With the electrician, I didn't have to guess. He was scheduling jobs and chasing invoices through a mess of texts. I built exactly what replaced that, and nothing more.
Building for one real person keeps things tight. Every feature had to earn its place by solving a problem he actually had that week. No "wouldn't it be cool if." No imaginary edge cases.
Here's the part most people miss. I proved the product was worth building while the client was paying me to build it. The client funded the work. The work proved there was a market. That's a completely different risk than spending your own money guessing.
But there's a trap. If you ONLY build for that one owner, you've built a dead end again. Useful, but impossible to resell. That's where what I call the "seams" come in.
The One Decision That Turns a Tool Into a Product
Here's the heart of it. The single thing that turned a one-off tool into the seed of a real product was how I handled payments.
Most people centralize. They wire up one payment account and route everyone's money through it. That means you eat the processing fees, you manage a payments operation you never wanted, and you rewrite the billing for every new customer.
I did the opposite. I left the payment setup empty by default and let each owner connect their own.
Think of it like a food court. Instead of one cash register handling every restaurant's money, each restaurant has its own. The money goes straight to whoever earned it.
Here's how the tool decides where to send an invoice. First, it checks if that owner has connected their own payment account. If they have, the money lands in their bank, not mine.
If they haven't connected one yet, the tool still works. It just generates the invoice marked "pay by check." The owner collects payment, and the tool delivers value on day one without anybody setting anything up.
That last part is why the electrician was productive immediately. He didn't have a payment account yet. Didn't matter. The tool sent invoices, he got paid, done.

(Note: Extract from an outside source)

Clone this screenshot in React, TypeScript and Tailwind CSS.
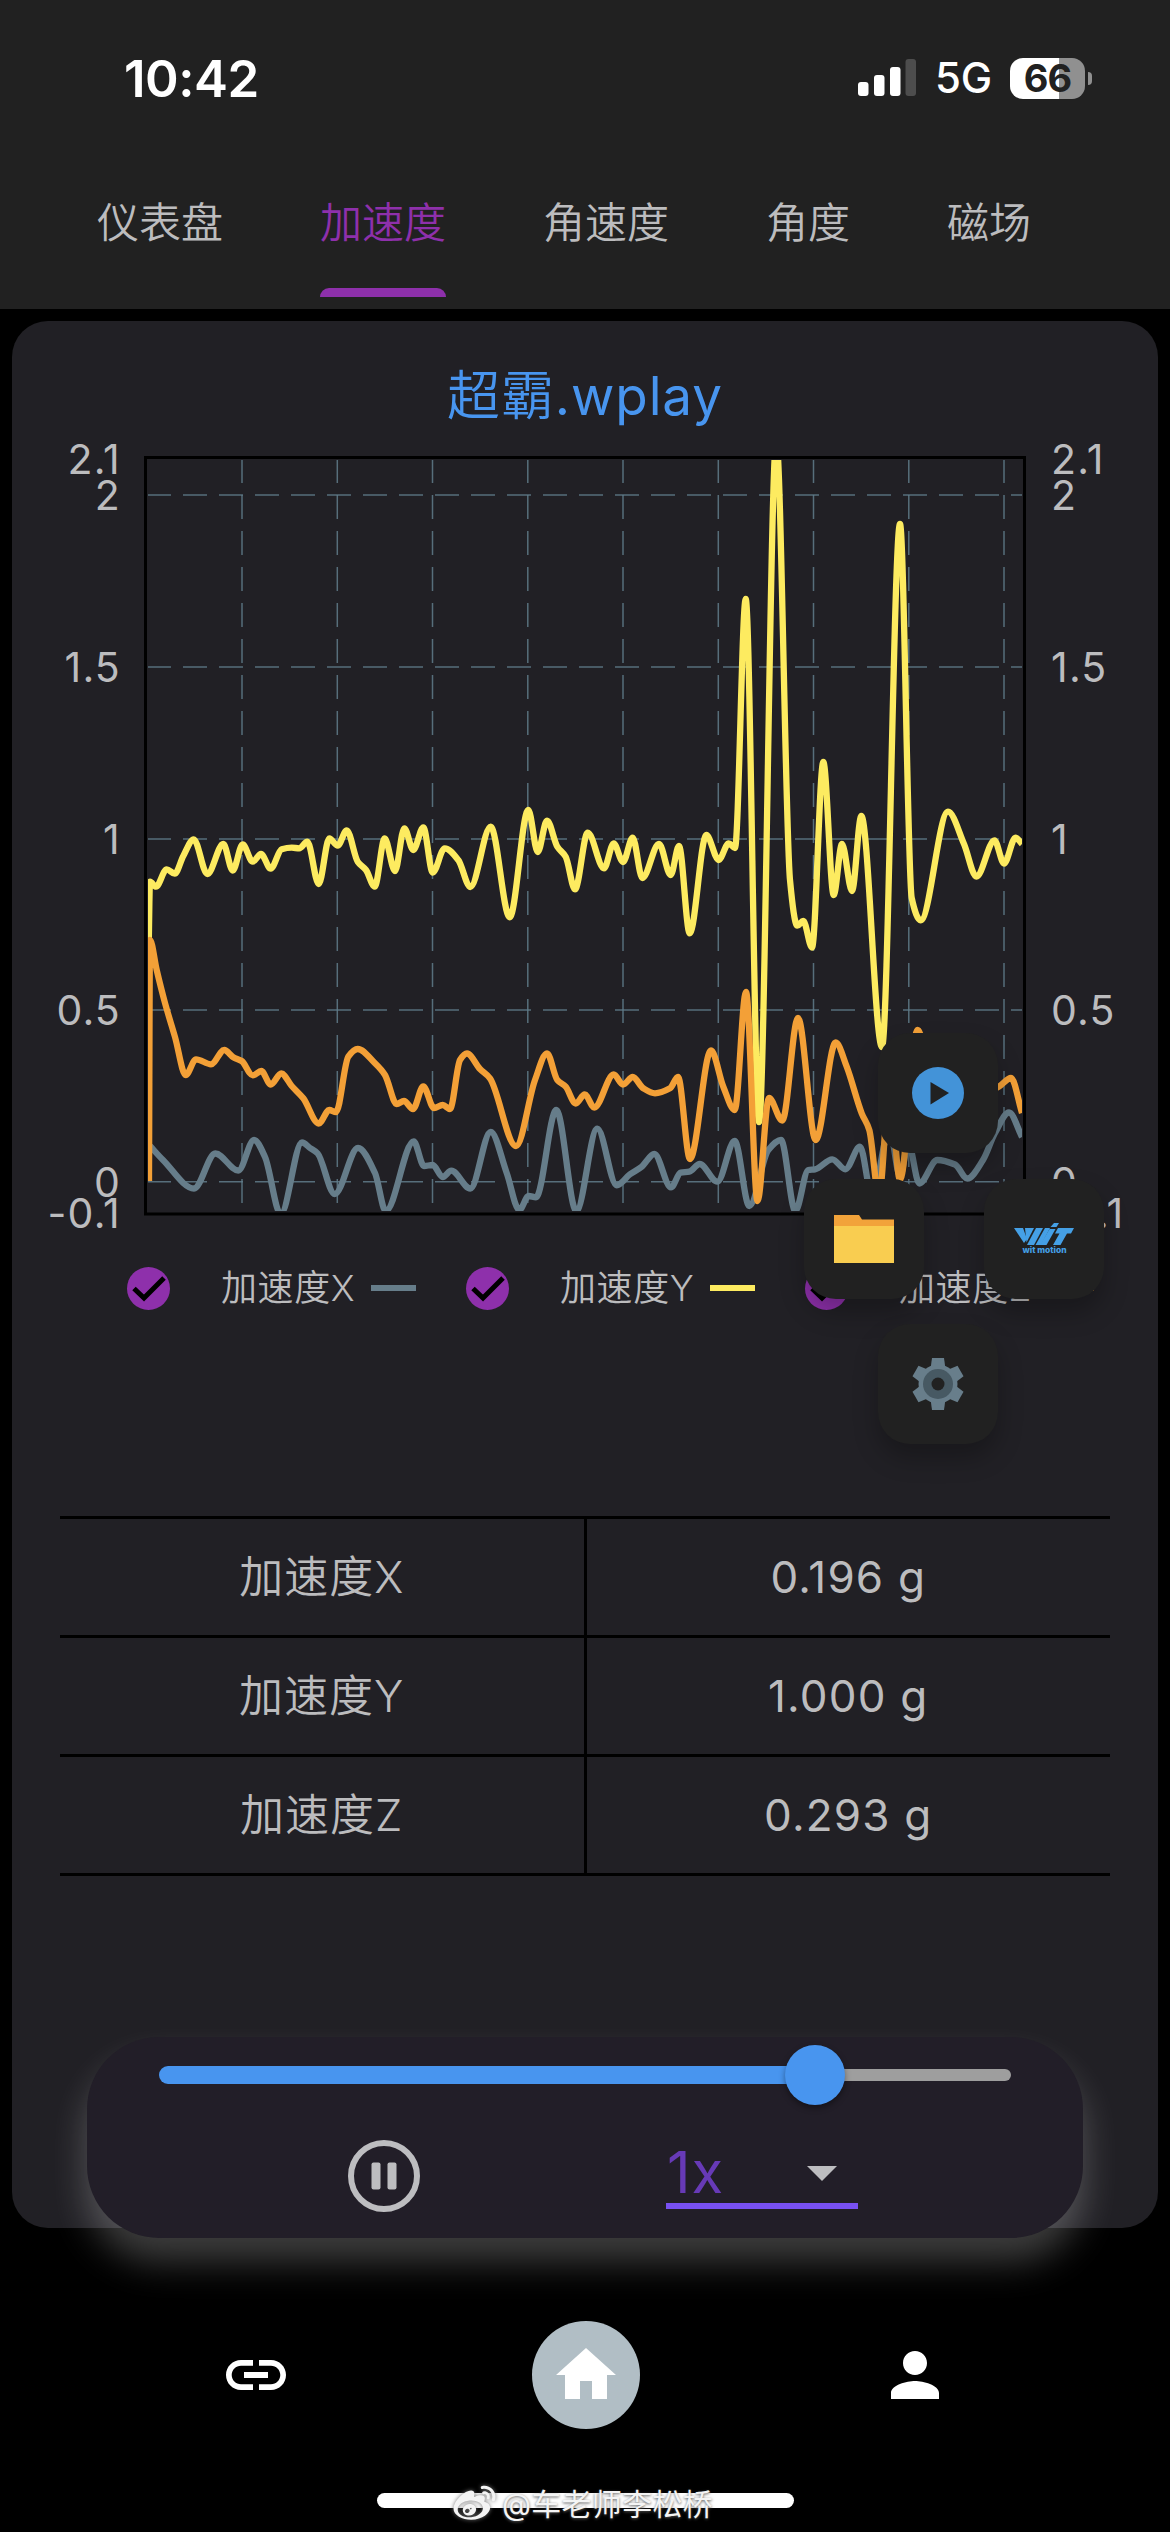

Now look at what this bought me. The hundredth customer signs up by connecting their own payment account in a settings screen. No new code. No work from me. Their money flows to their own bank. I never touch it, never eat fees, never accidentally become a payments company.
One small decision, made on day one with the very first client. It cost me maybe an hour of extra thought. And it's the difference between a tool that serves one electrician and a product that serves a thousand contractors.
That's the whole game. Build for one, but write it so the second, the tenth, and the hundredth slot in without you rewriting anything.
The Other Seams (And What This Honestly Costs)
Payments were just the first example. The same idea applies everywhere a customer has something that belongs to them and not to your tool.
The electrician sends invoices from his email, not mine. He texts job reminders from his number, not a shared one. Everything that's "his" lives in his own account. When the second client showed up, they connected their own, and the system routed everything correctly on its own.
The other big piece is keeping each customer's data separate. From the very first day, with only one customer in the system, I tagged every piece of information with a customer label. It felt pointless with one customer. It wasn't.
Adding that label early costs almost nothing. Trying to separate everyone's data after you already have a hundred customers in the system is a nightmare that takes weeks and risks one customer seeing another's information.
Now, I'll be straight with you. Building these "seams" costs maybe 10 to 15 percent more up front. On a tool that ships in a week, that's an extra day or so. It's real work. I won't pretend it's free.
And if you're truly certain this is a one-off internal tool that will never be resold or serve a second customer, skip it. Don't build a door you'll never open.
But be honest about that certainty. In trades, professional services, and local business, your client's competitor has the exact same problem. Always. If there's any real chance a second customer exists, that 15 percent buys you a repeatable product instead of a dead end. That's one of the best returns you'll ever find.
I'll also be honest about what doesn't carry over. Branding, sign-up flow, and customer support still need work for each new customer. The engine is reusable. The business around it still has to be built.
Build It Once, Own It Forever
Here's the payoff. When the second contractor showed up, signing him up was almost free. No copying the project. No fiddling with settings for an afternoon. He got his own account, connected his own payments, and his data stayed separate automatically, because it always had been.
The cost of customer number two was near zero, because all the expensive work was already done on day one for customer number one.
So here's the question to ask before anyone writes a line of code for you. Is this being built as a dead end, or with the seams that let it become an asset you own?
The difference is almost free to add up front and impossible to add later. Same build effort, give or take 15 percent. Wildly different outcomes.
This is the thinking I bring to every project. I'm not just handing you a tool that solves today's problem. I'm building it so the money you spend today becomes an asset you own forever, instead of a cost you write off.